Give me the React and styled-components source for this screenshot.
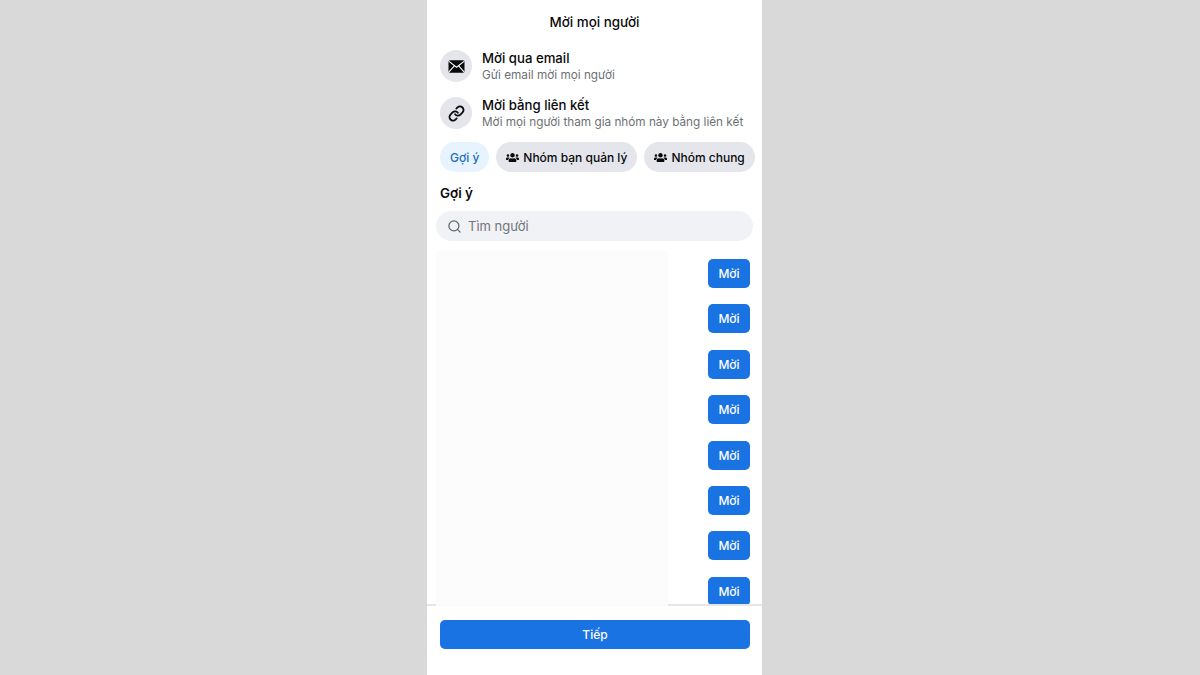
import React from 'react'
import styled, { createGlobalStyle } from 'styled-components'
import { Link, Search } from 'lucide-react'
import { FaUsers } from 'react-icons/fa'

const inviteRows = [
    { title: 'Mời qua email', sub: 'Gửi email mời mọi người', icon: 'mail' },
    { title: 'Mời bằng liên kết', sub: 'Mời mọi người tham gia nhóm này bằng liên kết', icon: 'link' },
]

function MailIcon() {
    return (
        <svg width="17" height="13" viewBox="0 0 17 13">
            <rect x="0.5" y="0.3" width="16" height="12.4" rx="1.6" fill="#0a0a0c" />
            <path d="M1 1.4 L8.5 7.2 L16 1.4 M1 11.8 L6.3 5.8 M16 11.8 L10.7 5.8" fill="none" stroke="#fff" strokeWidth="1.1" />
        </svg>
    )
}

export default function App() {
    return (
        <>
            <GlobalStyle />
            <Page>
                <Phone>
                    <Title>Mời mọi người</Title>
                    <InviteList>
                        {inviteRows.map((row) => (
                            <InviteRow key={row.title}>
                                <IconCircle>
                                    {row.icon === 'mail' ? <MailIcon /> : <Link size={17} strokeWidth={2.5} color="#0a0a0c" />}
                                </IconCircle>
                                <RowText>
                                    <RowTitle>{row.title}</RowTitle>
                                    <RowSub>{row.sub}</RowSub>
                                </RowText>
                            </InviteRow>
                        ))}
                    </InviteList>
                    <Chips>
                        <Chip $active>Gợi ý</Chip>
                        <Chip><FaUsers size={13} />Nhóm bạn quản lý</Chip>
                        <Chip><FaUsers size={13} />Nhóm chung</Chip>
                    </Chips>
                    <Heading>Gợi ý</Heading>
                    <SearchBar>
                        <Search size={15} strokeWidth={2} color="#5f6570" />
                        <span>Tìm người</span>
                    </SearchBar>
                    <People>
                        {[...Array(8).keys()].map((index) => (
                            <InviteButton key={`invite${index}`}>Mời</InviteButton>
                        ))}
                    </People>
                    <Footer>
                        <NextButton>Tiếp</NextButton>
                    </Footer>
                    <HiddenNames />
                </Phone>
            </Page>
        </>
    )
}

const GlobalStyle = createGlobalStyle`
    html, body {
        margin: 0;
        padding: 0;
        background: #d9d9d9;
    }
    * {
        box-sizing: border-box;
    }
`
const Page = styled.div`
    width: 1200px;
    height: 675px;
    overflow: hidden;
    padding-left: 427px;
    font-family: Inter, "Liberation Sans", sans-serif;
`
const Phone = styled.div`
    position: relative;
    width: 335px;
    height: 675px;
    background: #fff;
    display: flex;
    flex-direction: column;
`
const Title = styled.div`
    height: 44px;
    line-height: 44px;
    text-align: center;
    font-size: 13.4px;
    font-weight: 500;
    color: #0a0a0c;
`
const InviteList = styled.div`
    display: flex;
    flex-direction: column;
    gap: 15px;
    padding: 6px 0 0 13px;
`
const InviteRow = styled.div`
    display: flex;
    align-items: center;
    gap: 10px;
    height: 32px;
`
const IconCircle = styled.div`
    width: 32px;
    height: 32px;
    border-radius: 50%;
    background: #e4e6eb;
    display: flex;
    align-items: center;
    justify-content: center;
`
const RowText = styled.div`
    padding-top: 1px;
`
const RowTitle = styled.div`
    font-size: 13.2px;
    line-height: 16px;
    font-weight: 500;
    color: #0a0a0c;
`
const RowSub = styled.div`
    font-size: 11.75px;
    line-height: 17px;
    margin-top: 1px;
    color: #6d7075;
    white-space: nowrap;
`
const Chips = styled.div`
    display: flex;
    gap: 6.5px;
    padding: 13px 0 0 13px;
`
const Chip = styled.div`
    height: 30px;
    padding: 0 10px;
    border-radius: 15px;
    display: flex;
    align-items: center;
    gap: 4.5px;
    font-size: 12px;
    font-weight: 500;
    white-space: nowrap;
    background: ${(props) => (props.$active ? '#e7f3ff' : '#e4e6eb')};
    color: ${(props) => (props.$active ? '#1b6fbd' : '#0a0a0c')};
`
const Heading = styled.div`
    padding: 12px 0 0 13px;
    font-size: 13.4px;
    line-height: 18px;
    font-weight: 600;
    color: #0a0a0c;
`
const SearchBar = styled.div`
    margin: 9px 0 0 9px;
    width: 317px;
    height: 30px;
    border-radius: 15px;
    background: #f0f2f5;
    display: flex;
    align-items: center;
    gap: 6px;
    padding-left: 11px;
    font-size: 13px;
    color: #72757a;
`
const People = styled.div`
    flex: 1;
    display: flex;
    flex-direction: column;
    align-items: flex-end;
    gap: 16.4px;
    padding: 18px 12px 0 0;
    overflow: hidden;
`
const InviteButton = styled.div`
    flex: none;
    width: 42px;
    height: 29px;
    border-radius: 5px;
    background: #1a73e3;
    color: #fff;
    font-size: 12px;
    font-weight: 500;
    display: flex;
    align-items: center;
    justify-content: center;
`
const Footer = styled.div`
    flex: none;
    height: 71px;
    border-top: 2px solid #e6e6e6;
    padding: 14px 12px 0 13px;
`
const NextButton = styled.div`
    height: 29px;
    border-radius: 5px;
    background: #1a73e3;
    color: #fff;
    font-size: 12px;
    font-weight: 500;
    display: flex;
    align-items: center;
    justify-content: center;
`
// blank patch lying over the names in the list
const HiddenNames = styled.div`
    position: absolute;
    left: 9px;
    top: 250px;
    width: 232px;
    height: 357px;
    background: #fcfcfc;
`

● Requirements
Copy every line that contains the string "components".

● Answer to this task
Give me the React and styled-components source for this screenshot.
import styled, { createGlobalStyle } from 'styled-components'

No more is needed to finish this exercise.